The camera kit re-hung on its laundry-room hook, Luke hosed the fish-scales and fish-guts from my oilskins; I hosed Luke, from his chest-apron down to his boots: and from the scatter of water he yelled: “Aye! It runs from south of the Faeroes towards Shetland and Orkney—slap across the Faeroe—Shetland Channel! The Wyville Thomson Ridge! But now—we must eat! Calm down! Whatever! But I’ll tell you about it later, I promise I will…”

“Bollocks!” I shouted.


WE ARRIVED LATE
in the galley, very late, but Bryan, Robbie and Allan Besant were still there: Bryan filled his usual far corner at the left-hand table, his back towards the galley; Robbie sat opposite him; and Allan Besant, to our immediate right, shoulders propped against the wall, hands behind his head, lolled straight out along the bench. All three looked up at us—all three very different faces seemed to say: hello, yes, but please, not now, you’ve walked in just as our
intense
discussion is nearing its climax.

Allan Besant, obviously the least engaged, said: “Hi boys! There’s pork chops and clapshot! And Jerry’s made vegetable soup—and we all know, Jerry’s a new boy, and he’s a wanker from the sooth,
Edinburgh,
Edinburgh! But there’s no denying it” (he shut his eyes), “his soups, when Jerry
concentrates, aye,
the fact is, you could travel the world and no taste better” … (he opened his eyes)… “So go get your warm chops—and then, take my advice, have the soup cold. Because that soup, boys, hot, warm, cold, fuckin’ freezin’, who cares? It’s the best!”

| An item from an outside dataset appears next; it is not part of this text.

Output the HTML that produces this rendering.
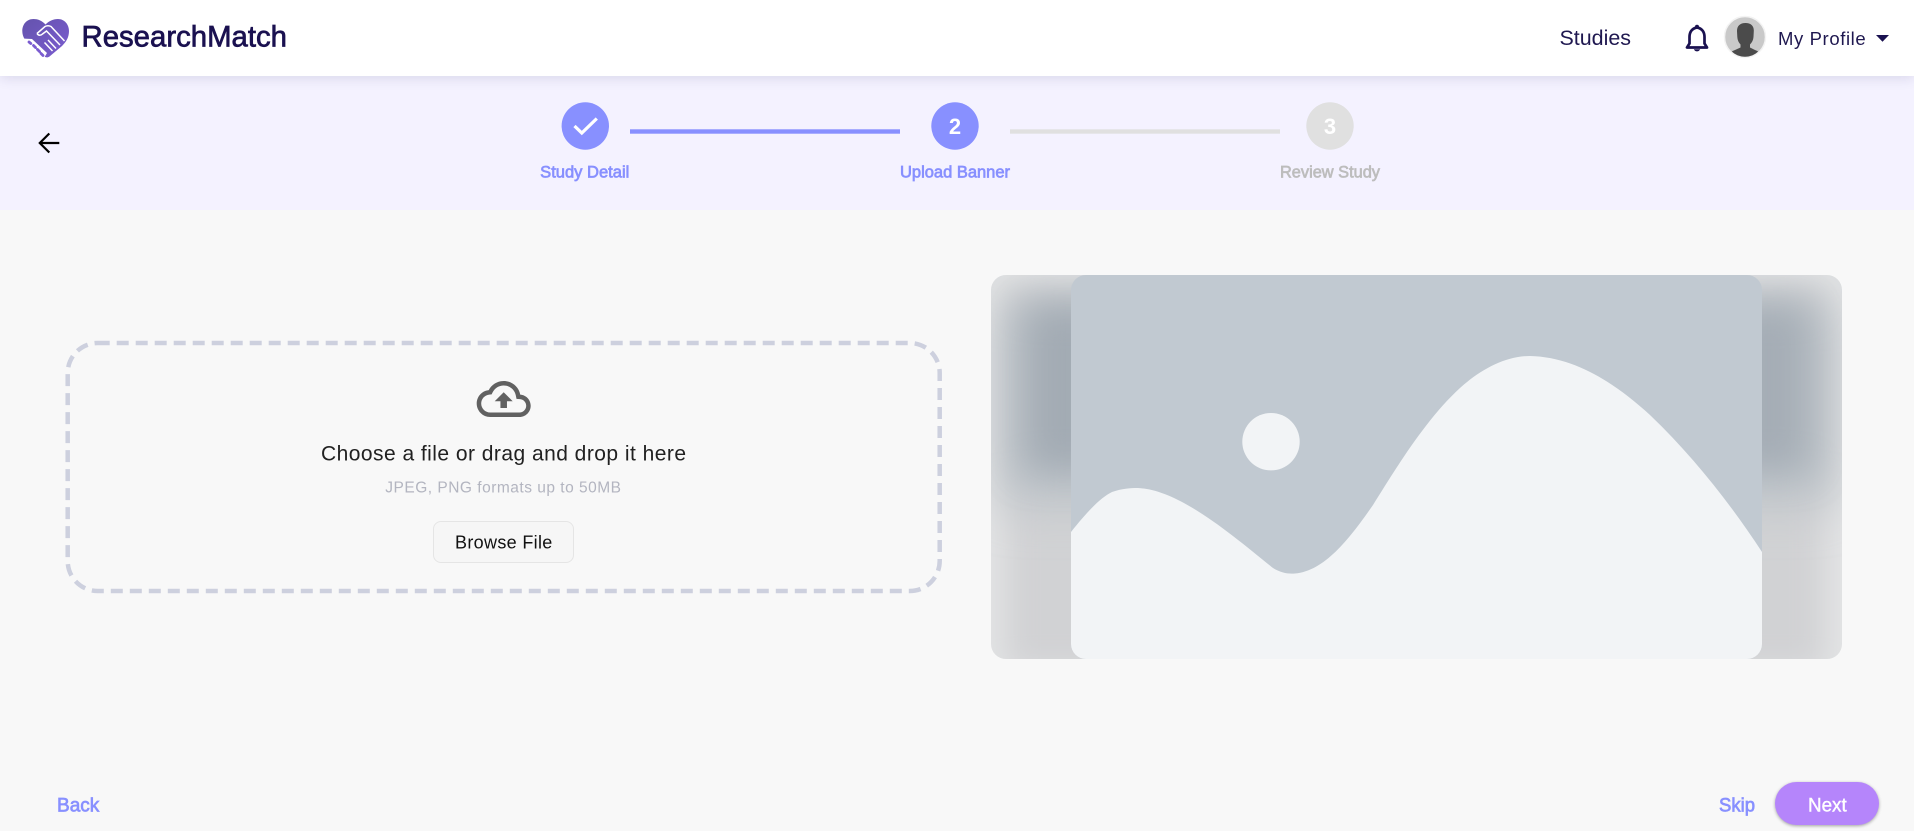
<!DOCTYPE html>
<html lang="en"><head><meta charset="utf-8"><title>ResearchMatch</title>
<style>
html,body{margin:0;padding:0;width:1914px;height:831px;overflow:hidden;background:#f8f8f8}
#band{position:absolute;left:0;top:76px;width:1914px;height:134px;background:#f4f2ff}
#hdr{position:absolute;left:0;top:0;width:1914px;height:76px;background:#fff;box-shadow:0 2px 12px rgba(40,30,90,.13)}
#next{position:absolute;left:1775px;top:782px;width:104px;height:43px;border-radius:22px;background:#b585fb;box-shadow:0 1px 3px rgba(0,0,0,.35)}
#browse{position:absolute;left:433px;top:521px;width:139px;height:40px;border:1.5px solid #e5e5e5;border-radius:8px;background:#f6f6f6}
svg{position:absolute;left:0;top:0}
text{font-family:"Liberation Sans",sans-serif}
.m{stroke-width:.7px}
</style></head><body>
<div id="band"></div><div id="hdr"></div><div id="browse"></div><div id="next"></div>
<svg width="1914" height="831" viewBox="0 0 1914 831" xmlns="http://www.w3.org/2000/svg">
<defs>
<clipPath id="bx"><rect x="991" y="275" width="851" height="384" rx="15"/></clipPath>
<clipPath id="inner"><rect x="1071" y="275" width="691" height="384" rx="15"/></clipPath>
<clipPath id="av"><circle cx="1745" cy="37" r="19.700"/></clipPath>
<filter id="b1" x="-60%" y="-60%" width="220%" height="220%"><feGaussianBlur stdDeviation="18"/></filter>
<filter id="b2" x="-60%" y="-60%" width="220%" height="220%"><feGaussianBlur stdDeviation="24"/></filter>
<filter id="b3" x="-60%" y="-60%" width="220%" height="220%"><feGaussianBlur stdDeviation="15"/></filter>
<linearGradient id="hg" x1="0" y1="0" x2="1" y2="1"><stop offset="0" stop-color="#6453ad"/><stop offset="1" stop-color="#7b5cd0"/></linearGradient>
</defs>

<!-- logo -->
<path d="M45.500 24.500C42 20.500 37.500 19 33.500 19C26.500 19 22.300 24.500 22.300 31C22.300 37 25.500 41 29.500 45L43 55.500C45 57.500 47.500 58 49.500 56.500L62 46C66.500 41.500 69 37 69 31C69 24.500 64.500 19 58 19C53 19 49 21 45.500 24.500Z" fill="url(#hg)"/>
<path d="M22 38.500L32 39L47 53L44 58L30 48Z" fill="#fff"/>
<path d="M29 42L30.800 43.500M33.500 45.500L35.500 47.500M37.500 49.500L39.500 51.500M41 53.500L43 55.500" fill="none" stroke="#7b5cd0" stroke-width="2.800" stroke-linecap="round"/>
<path d="M37 33.500L45 26.500C47 25.500 49 25.500 51 26.500L64.500 41" fill="none" stroke="#fff" stroke-width="1.500"/>
<path d="M37 33.500C38.500 36 41 35.500 42.500 34L46.500 31L60 45" fill="none" stroke="#fff" stroke-width="1.500"/>
<path d="M48 40L56 48.500M44.500 42.500L52.500 51" fill="none" stroke="#fff" stroke-width="1.500"/>
<text x="81.500" y="46.700" font-size="30" textLength="205.500" lengthAdjust="spacingAndGlyphs" fill="#1a1150" stroke="#1a1150" stroke-width=".7">ResearchMatch</text>

<!-- nav -->
<text x="1559.500" y="45" font-size="21.500" textLength="71.500" lengthAdjust="spacingAndGlyphs" fill="#1f1850">Studies</text>
<path d="M1697 27.500C1691.500 28.500 1689.500 32.500 1689.500 37V43.500L1687 47.500H1707L1704.500 43.500V37C1704.500 32.500 1702.500 28.500 1697 27.500Z" fill="none" stroke="#1a1150" stroke-width="2.700" stroke-linejoin="round"/>
<circle cx="1697" cy="26.800" r="2" fill="#1a1150"/>
<path d="M1693.800 49.300C1694.500 50.700 1695.600 51.400 1697 51.400S1699.500 50.700 1700.200 49.300Z" fill="#1a1150"/>
<circle cx="1745" cy="37" r="20.500" fill="#c9c9c9" stroke="#f3f3f3" stroke-width="1.500"/>
<g clip-path="url(#av)">
<path d="M1727 60C1728 54 1731 51.500 1735 50L1740.500 47.500V44.500C1738.500 42.500 1737.500 40 1737.300 37L1737 31C1737 26 1740 23 1745.500 23C1751 23 1754 26 1753.800 31L1753.500 37C1753.300 40 1752 42.500 1750 44.500V47.500L1755 50C1759 51.500 1762 54 1763 60Z" fill="#4b4b4b"/>
</g>
<text x="1778" y="45" font-size="18.500" textLength="87.700" lengthAdjust="spacing" fill="#1f1850">My Profile</text>
<path d="M1876 35H1889L1882.500 41.700Z" fill="#1a1150"/>

<!-- back arrow -->
<path d="M59.300 143H40.500M49.300 133.500L39.800 143L49.300 152.500" fill="none" stroke="#000" stroke-width="2.200"/>

<!-- stepper -->
<circle cx="585.300" cy="126" r="23.700" fill="#8890ff"/>
<path d="M574.500 126L581.800 133L596.800 118.500" fill="none" stroke="#fff" stroke-width="3.200"/>
<rect x="630" y="129.300" width="270" height="4.400" fill="#8890ff"/>
<circle cx="955" cy="126" r="23.700" fill="#8890ff"/>
<text x="955" y="134" font-size="22" font-weight="700" text-anchor="middle" fill="#fff">2</text>
<rect x="1010" y="129.300" width="270" height="4.400" fill="#e0e0e0"/>
<circle cx="1330" cy="126" r="23.700" fill="#e0e0e0"/>
<text x="1330" y="134" font-size="22" font-weight="700" text-anchor="middle" fill="#fff">3</text>
<text x="540.200" y="177.700" font-size="16.500" textLength="89.100" lengthAdjust="spacingAndGlyphs" fill="#8890ff" stroke="#8890ff" class="m">Study Detail</text>
<text x="900" y="177.700" font-size="16.500" textLength="110" lengthAdjust="spacingAndGlyphs" fill="#8890ff" stroke="#8890ff" class="m">Upload Banner</text>
<text x="1280" y="177.700" font-size="16.500" textLength="100" lengthAdjust="spacingAndGlyphs" fill="#bdbdbd" stroke="#bdbdbd" class="m">Review Study</text>

<!-- dropzone -->
<rect x="67.700" y="343" width="872" height="248" rx="30" fill="none" stroke="#cdd0de" stroke-width="4.500" stroke-dasharray="12 7"/>
<path transform="translate(476.700 372) scale(2.250)" fill="#616161" d="M19.350 10.040C18.670 6.590 15.640 4 12 4 9.110 4 6.600 5.640 5.350 8.040 2.340 8.360 0 10.910 0 14c0 3.310 2.690 6 6 6h13c2.760 0 5-2.240 5-5 0-2.640-2.050-4.780-4.650-4.960zM19 18H6c-2.210 0-4-1.790-4-4 0-2.050 1.530-3.760 3.560-3.970l1.070-.11.5-.95C8.080 7.140 9.940 6 12 6c2.620 0 4.880 1.860 5.390 4.430l.3 1.500 1.530.11c1.560.1 2.780 1.410 2.780 2.960 0 1.650-1.350 3-3 3zM8 13h2.550v3h2.900v-3H16l-4-4z"/>
<text x="321" y="460.700" font-size="21" textLength="365" lengthAdjust="spacing" fill="#212121">Choose a file or drag and drop it here</text>
<text x="385.300" y="492.700" font-size="15.500" textLength="235.700" lengthAdjust="spacing" fill="#b3b5c0">JPEG, PNG formats up to 50MB</text>
<text x="455" y="548.500" font-size="18" textLength="97.300" lengthAdjust="spacing" fill="#111">Browse File</text>

<!-- image placeholder -->
<g clip-path="url(#bx)">
<rect x="991" y="275" width="851" height="384" fill="#e3e4e5"/>
<rect x="1005" y="285" width="820" height="385" fill="#d1d2d4" filter="url(#b3)"/>
<rect x="1000" y="298" width="130" height="205" fill="#bcc2c8" filter="url(#b2)"/>
<rect x="1025" y="305" width="90" height="165" fill="#a3abb4" filter="url(#b1)"/>
<rect x="1720" y="298" width="115" height="205" fill="#bcc2c8" filter="url(#b2)"/>
<rect x="1730" y="305" width="78" height="165" fill="#a5adb6" filter="url(#b1)"/>
</g>
<g clip-path="url(#inner)">
<rect x="1071" y="275" width="691" height="384" fill="#c1c9d1"/>
<path d="M1071 532C1090 508 1102 497 1112 492C1122 488.500 1130 488 1138 488C1180 490 1232 535 1273 568C1281 573 1288 574 1295 573.500C1325 571 1350 538 1373 505C1395 470 1425 420 1460 388C1480 370 1505 356 1530 356C1575 357 1615 383 1650 415C1692 455 1730 503 1762 552V660H1071Z" fill="#f2f4f6"/>
</g>
<circle cx="1271" cy="441.700" r="28.700" fill="#f2f4f6"/>

<!-- footer -->
<text x="57" y="811.700" font-size="19.500" textLength="42.300" lengthAdjust="spacingAndGlyphs" fill="#8890ff" stroke="#8890ff" class="m">Back</text>
<text x="1719" y="811.700" font-size="19.500" textLength="36" lengthAdjust="spacingAndGlyphs" fill="#8890ff" stroke="#8890ff" class="m">Skip</text>
<text x="1808" y="811.700" font-size="19.500" textLength="38.700" lengthAdjust="spacingAndGlyphs" fill="#fff" stroke="#fff" stroke-width=".4">Next</text>
</svg>
</body></html>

We collected our white plates from the vertical wooden rack, our knives and forks from the screwed-down slatted box, our pork chops (one each) from the pan; and, grasping the ship’s ladle, from the equally outsize bolted-on saucepan (next to its twin, one-eighth full of soup), we took an accompanying wack of clapshot: pure, warm, mashed-up happiness.